Matter involved here is with respect to four invoices, where, the operational creditor had already deposited with the government 15% service tax for the four invoices raised earlier, and now that new invoices again required payment of 18% GST, the operational creditor was not comfortable with taking a fresh hit of another 18% when it had already deposited 15% service tax on account of GST. It was further stated that as per the new invoices, payments were made by the corporate debtor to the operational creditor. It was further added that the issue of refund/credit of service tax already paid was discussed between the two parties, but no satisfactory resolution of the issue could be found.

Conclusion- Held that a dispute regarding credit/refund of the service tax amount which is claimed to have been paid by the operational creditor to the government existed prior to the issue of demand notice under section 8 and further that such a dispute was a “real” dispute and not merely an assertion or ploy of the corporate debtor to avoid taking care of his liability.

We find the Impugned Order to be erroneous and, therefore, set it aside. The Corporate Insolvency Resolution Process which was initiated against the corporate debtor as a result of the Impugned Order will abate forthwith and the corporate debtor shall be released from the rigours of CIRP and other effects of moratorium under section 14 of IBC with immediate effect. The appeal is allowed and disposed of accordingly. There is no order regarding costs.
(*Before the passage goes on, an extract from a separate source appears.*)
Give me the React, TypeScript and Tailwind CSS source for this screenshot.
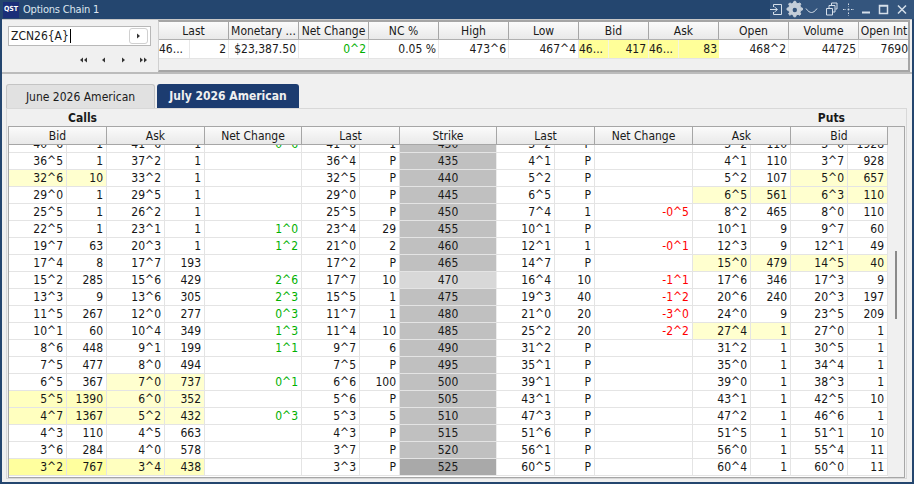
const quoteHeads = ["Last", "Monetary ...", "Net Change", "NC %", "High", "Low", "Bid", "Ask", "Open", "Volume", "Open Int"];

const majorHeads = ["Bid", "Ask", "Net Change", "Last", "Strike", "Last", "Net Change", "Ask", "Bid"];

const PALE = "bg-[#ffffcf]";
const MID = "bg-[#ffffbf]";
const STRONG = "bg-[#ffff9e]";

type Row = { c: string[]; tint?: Record<number, string>; strikeBg?: string };

const rows: Row[] = [
  { c: ["40^6", "1", "41^6", "1", "0^6", "41^6", "1", "430", "3^2", "P", "", "3^2", "110", "3^0", "1928"] },
  { c: ["36^5", "1", "37^2", "1", "", "36^4", "P", "435", "4^1", "P", "", "4^1", "110", "3^7", "928"] },
  { c: ["32^6", "10", "33^2", "1", "", "32^5", "P", "440", "5^2", "P", "", "5^2", "107", "5^0", "657"], tint: { 0: PALE, 1: PALE, 13: PALE, 14: PALE } },
  { c: ["29^0", "1", "29^5", "1", "", "29^0", "P", "445", "6^5", "P", "", "6^5", "561", "6^3", "110"], tint: { 11: PALE, 12: PALE, 13: PALE, 14: PALE } },
  { c: ["25^5", "1", "26^2", "1", "", "25^5", "P", "450", "7^4", "1", "-0^5", "8^2", "465", "8^0", "110"] },
  { c: ["22^5", "1", "23^1", "1", "1^0", "23^4", "29", "455", "10^1", "P", "", "10^1", "9", "9^7", "60"] },
  { c: ["19^7", "63", "20^3", "1", "1^2", "21^0", "2", "460", "12^1", "1", "-0^1", "12^3", "9", "12^1", "49"] },
  { c: ["17^4", "8", "17^7", "193", "", "17^2", "P", "465", "14^7", "P", "", "15^0", "479", "14^5", "40"], tint: { 11: PALE, 12: PALE, 13: PALE, 14: PALE } },
  { c: ["15^2", "285", "15^6", "429", "2^6", "17^7", "10", "470", "16^4", "10", "-1^1", "17^6", "346", "17^3", "9"], strikeBg: "bg-[#d8d8d8]" },
  { c: ["13^3", "9", "13^6", "305", "2^3", "15^5", "1", "475", "19^3", "40", "-1^2", "20^6", "240", "20^3", "197"] },
  { c: ["11^5", "267", "12^0", "277", "0^3", "11^7", "1", "480", "21^0", "20", "-3^0", "24^0", "9", "23^5", "209"] },
  { c: ["10^1", "60", "10^4", "349", "1^3", "11^4", "10", "485", "25^2", "20", "-2^2", "27^4", "1", "27^0", "1"], tint: { 11: PALE, 12: PALE } },
  { c: ["8^6", "448", "9^1", "199", "1^1", "9^7", "6", "490", "31^2", "P", "", "31^2", "1", "30^5", "1"] },
  { c: ["7^5", "477", "8^0", "494", "", "7^5", "P", "495", "35^1", "P", "", "35^0", "1", "34^4", "1"] },
  { c: ["6^5", "367", "7^0", "737", "0^1", "6^6", "100", "500", "39^1", "P", "", "39^0", "1", "38^3", "1"], tint: { 2: PALE, 3: PALE } },
  { c: ["5^5", "1390", "6^0", "352", "", "5^6", "P", "505", "43^1", "P", "", "43^1", "1", "42^5", "10"], tint: { 0: MID, 1: MID, 2: PALE, 3: PALE } },
  { c: ["4^7", "1367", "5^2", "432", "0^3", "5^3", "5", "510", "47^3", "P", "", "47^2", "1", "46^6", "1"], tint: { 0: MID, 1: MID, 2: PALE, 3: PALE } },
  { c: ["4^3", "110", "4^5", "663", "", "4^3", "P", "515", "51^6", "P", "", "51^5", "1", "51^1", "10"] },
  { c: ["3^6", "284", "4^0", "578", "", "3^7", "P", "520", "56^1", "P", "", "56^0", "1", "55^4", "11"] },
  { c: ["3^2", "767", "3^4", "438", "", "3^3", "P", "525", "60^5", "P", "", "60^4", "1", "60^0", "11"], tint: { 0: STRONG, 1: STRONG, 2: MID, 3: MID }, strikeBg: "bg-[#a9a9a9]" },
];

const TitleIcons = () => (
  <div className="ml-auto flex h-full w-[144px] items-center bg-[#34557d] text-[#d5dfea]">
    <svg width="144" height="19" viewBox="0 0 144 19" fill="none" stroke="currentColor" strokeWidth="1">
      <path d="M3.500 7v-2.500h8v10h-8v-2.500M0 9.500h7M4.500 7l3 2.500-3 2.500" />
      <path d="M24 3.500l1.600 0 .6 1.800 1.800.7 1.700-.9 1.200 1.200-.9 1.700.7 1.800 1.800.6v1.700l-1.800.6-.7 1.800.9 1.700-1.200 1.200-1.700-.9-1.800.7-.6 1.800h-1.700l-.6-1.800-1.800-.7-1.700.9-1.200-1.200.9-1.700-.7-1.800-1.800-.6v-1.700l1.800-.6.7-1.800-.9-1.700 1.200-1.200 1.700.9 1.800-.7z" transform="translate(0 -2.200)" fill="#c4ced9" stroke="#c4ced9" />
      <circle cx="24.800" cy="10" r="2.200" fill="#34557d" stroke="none" />
      <path d="M36 8.500c2 3 4 4 5.500 4s3.500-1 5.500-4" />
      <path d="M56.500 8.500h6v6.500h-6zM59 8v-2.500h6v6.500h-2M61.500 5v-2h5.500v6h-1.500" />
      <path d="M78.500 3.500v3M78.500 12.500v3M73 9.500h3M81 9.500h3" strokeDasharray="1.500 1" />
      <circle cx="78.500" cy="9.500" r="1" fill="currentColor" stroke="none" />
      <path d="M92 12.500h8" strokeWidth="2" />
      <path d="M109.500 5.500h8v8h-8z M109.500 6h8" strokeWidth="1.500" />
      <path d="M128 5.500l8 8M136 5.500l-8 8" strokeWidth="1.500" />
    </svg>
  </div>
);

const Triangle = ({ dir, double }: { dir: "l" | "r"; double?: boolean }) => {
  const one = dir === "r" ? "M0 0.500l3 2.500-3 2.500z" : "M3 0.500l-3 2.500 3 2.500z";
  return (
    <svg width="8" height="6" viewBox="0 0 8 6" fill="#333333">
      <path d={one} transform={double ? "translate(0 0)" : "translate(2 0)"} />
      {double && <path d={one} transform="translate(4 0)" />}
    </svg>
  );
};

const Cell = ({ row, i }: { row: Row; i: number }) => {
  const v = row.c[i];
  if (i === 7) {
    return (
      <div className={`flex h-[16px] items-center justify-center border-r border-[#ececec] ${row.strikeBg ?? "bg-[#c0c0c0]"}`}>{v}</div>
    );
  }
  const net = i === 4 || i === 10;
  const color = net ? (v.startsWith("-") ? "text-[#ff0000]" : "text-[#00b000]") : "text-[#161616]";
  const bg = row.tint?.[i] ?? "bg-white";
  return (
    <div className={`flex h-[16px] items-center justify-end overflow-hidden border-r border-[#e4e4e4] pr-[3px] ${bg} ${color}`}>{v}</div>
  );
};

export default function App() {
  return (
    <div
      className="flex h-[484px] w-[914px] flex-col overflow-hidden bg-[#24466f] text-[12px] leading-none text-[#1a1a1a]"
      style={{ fontFamily: '"DejaVu Sans Condensed", "Noto Sans", Tahoma, sans-serif' }}
    >
      <div className="flex h-[19px] shrink-0 items-center">
        <div className="ml-[3px] flex h-[16px] w-[16px] items-center justify-center bg-[#1a2f78] text-[7px] font-bold text-white">QST</div>
        <span className="ml-[4px] text-[11px] tracking-[-0.2px] text-[#dde6f0]">Options Chain 1</span>
        <TitleIcons />
      </div>

      <div className="mx-[2px] mb-[2px] flex min-h-0 flex-1 flex-col border-t border-[#c8c8c8] bg-[#f0f0f0]">
        <div className="flex h-[54px] shrink-0 border-b-2 border-[#bcbcbc]">
          <div className="flex w-[156px] shrink-0 flex-col pl-[6px] pt-[6px]">
            <div className="flex h-[20px] w-[143px] items-center border border-[#b8b8b8] bg-white pl-[2px]">
              <span className="border-r border-black pr-[1px] leading-[14px]">ZCN26{"{A}"}</span>
              <button className="ml-auto mr-[2px] flex h-[16px] w-[19px] items-center justify-center rounded-[3px] border border-[#d0d0d0] bg-white">
                <Triangle dir="r" />
              </button>
            </div>
            <div className="mt-[11px] flex w-[143px] justify-end gap-[12px] pr-[3px]">
              <Triangle dir="l" double />
              <Triangle dir="l" />
              <Triangle dir="r" />
              <Triangle dir="r" double />
            </div>
          </div>

          <div className="mr-[2px] flex min-w-0 flex-1 flex-col overflow-hidden border-r-2 border-b-2 border-t-2 border-l border-[#a6a6a6] border-l-[#d0d0d0]">
            <div className="grid h-[18px] shrink-0 grid-cols-[70px_70px_70px_70px_70px_70px_70px_70px_70px_70px_51px] border-b border-[#b0b0b0]">
              {quoteHeads.map((h, i) => (
                <div key={i} className="flex items-center justify-center overflow-hidden whitespace-nowrap border-r border-[#a6a6a6] bg-gradient-to-b from-[#fbfbfb] to-[#e9e9e9]">{h}</div>
              ))}
            </div>
            <div className="grid h-[19px] shrink-0 grid-cols-[30px_40px_70px_70px_70px_70px_70px_30px_40px_30px_40px_70px_70px_51px] border-b border-[#e4e4e4]">
              <div className="flex items-center bg-white">46...</div>
              <div className="flex items-center justify-end border-x border-[#e8e8e8] bg-white pr-[2px]">2</div>
              <div className="flex items-center justify-end border-r border-[#e8e8e8] bg-white pr-[2px]">$23,387.50</div>
              <div className="flex items-center justify-end border-r border-[#e8e8e8] bg-white pr-[2px] text-[#00b000]">0^2</div>
              <div className="flex items-center justify-end border-r border-[#e8e8e8] bg-white pr-[2px]">0.05 %</div>
              <div className="flex items-center justify-end border-r border-[#e8e8e8] bg-white pr-[2px]">473^6</div>
              <div className="flex items-center justify-end border-r border-[#e8e8e8] bg-white pr-[2px]">467^4</div>
              <div className="flex items-center border-r border-[#f4f4e0] bg-[#ffff99]">46...</div>
              <div className="flex items-center justify-end border-r border-[#f4f4e0] bg-[#ffff99] pr-[2px]">417</div>
              <div className="flex items-center border-r border-[#f4f4e0] bg-[#ffff99]">46...</div>
              <div className="flex items-center justify-end bg-[#ffff99] pr-[2px]">83</div>
              <div className="flex items-center justify-end border-r border-[#e8e8e8] bg-white pr-[2px]">468^2</div>
              <div className="flex items-center justify-end border-r border-[#e8e8e8] bg-white pr-[2px]">44725</div>
              <div className="flex items-center justify-end bg-white pr-[2px]">7690</div>
            </div>
          </div>
        </div>

        <div className="mt-[9px] flex h-[25px] shrink-0 items-end gap-[2px] pl-[4px]">
          <div className="flex h-[24px] w-[149px] items-center justify-center rounded-t-[3px] border border-b-0 border-[#c4c4c4] bg-[#e1e1e1]">June 2026 American</div>
          <div className="flex h-[24px] w-[142px] items-center justify-center rounded-t-[3px] bg-[#1c3c70] font-bold text-[#f0f0f0]">July 2026 American</div>
        </div>

        <div className="mb-[3px] ml-[4px] mr-[5px] flex min-h-0 flex-1 flex-col border border-[#d8d8d8] pl-[1px] pr-[1px]">
          <div className="flex h-[17px] shrink-0 items-center justify-between pl-[60px] pr-[60px] font-bold">
            <span>Calls</span>
            <span>Puts</span>
          </div>
          <div className="flex min-h-0 flex-1 border border-[#a6a6a6]">
            <div className="flex w-[879px] shrink-0 flex-col">
              <div className="grid h-[18px] shrink-0 grid-cols-[98px_98px_97px_98px_97px_98px_98px_98px_97px] border-b border-[#a6a6a6]">
                {majorHeads.map((h, i) => (
                  <div key={i} className="flex items-center justify-center border-r border-[#a6a6a6] bg-gradient-to-b from-[#fbfbfb] to-[#e9e9e9]">{h}</div>
                ))}
              </div>
              <div className="min-h-0 flex-1 overflow-hidden bg-white">
                <div className="-mt-[9px]">
                  {rows.map((r, ri) => (
                    <div key={ri} className="grid h-[17px] grid-cols-[58px_40px_58px_40px_97px_58px_40px_97px_58px_40px_98px_58px_40px_57px_40px] border-b border-[#e4e4e4]">
                      {r.c.map((_, i) => (
                        <Cell key={i} row={r} i={i} />
                      ))}
                    </div>
                  ))}
                </div>
              </div>
            </div>
            <div className="flex flex-1 justify-center bg-[#f0f0f0] pt-[124px]">
              <div className="h-[68px] w-[2px] bg-[#8a8a8a]" />
            </div>
          </div>
        </div>
      </div>
    </div>
  );
}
FULL TEXT OF THE NCLAT JUDGMENT/ORDER

1. This appeal has been preferred by the Appellant under section 61 of the IBC, who is aggrieved by the order dated 20.2.2023 (in short “Impugned Order”) passed by the Adjudicating Authority (NCLT, Chandigarh Bench) in CP(IB) No. 296/Chd/Hry/2019, whereby an application under section 9 of the Insolvency and Bankruptcy Code, 2016 (in short “IBC”) filed by the Respondent/Operational Creditor has been admitted thereby initiating Corporate Insolvency Resolution Process (in short “CIRP”) of the corporate debtor. The Appellant is a suspended Director of the Corporate Debtor ZTE Telecom India Private Limited.

2. In brief, the facts of the case, as stated by the Appellant, is that a Master Service Agreement (“MSA”) was signed between the corporate debtor and the operational creditor on 17.9.2015 with the validity of five years up to 16.9.2020. In accordance with the MSA, the Respondent as “Sub-Contractor” or “Service Contractor” was expected to execute the Works as stated in the MSA, which included Site Construction, Network Planning and Optimization, Telecom Implementation, and Final Acceptance, as covered in the “Scope of Works” in the MSA. Subsequently, supplementary agreements were executed between the corporate debtor and operational creditor/respondent in continuation of the MSA which covered various aspects of the Works and certain other provisions.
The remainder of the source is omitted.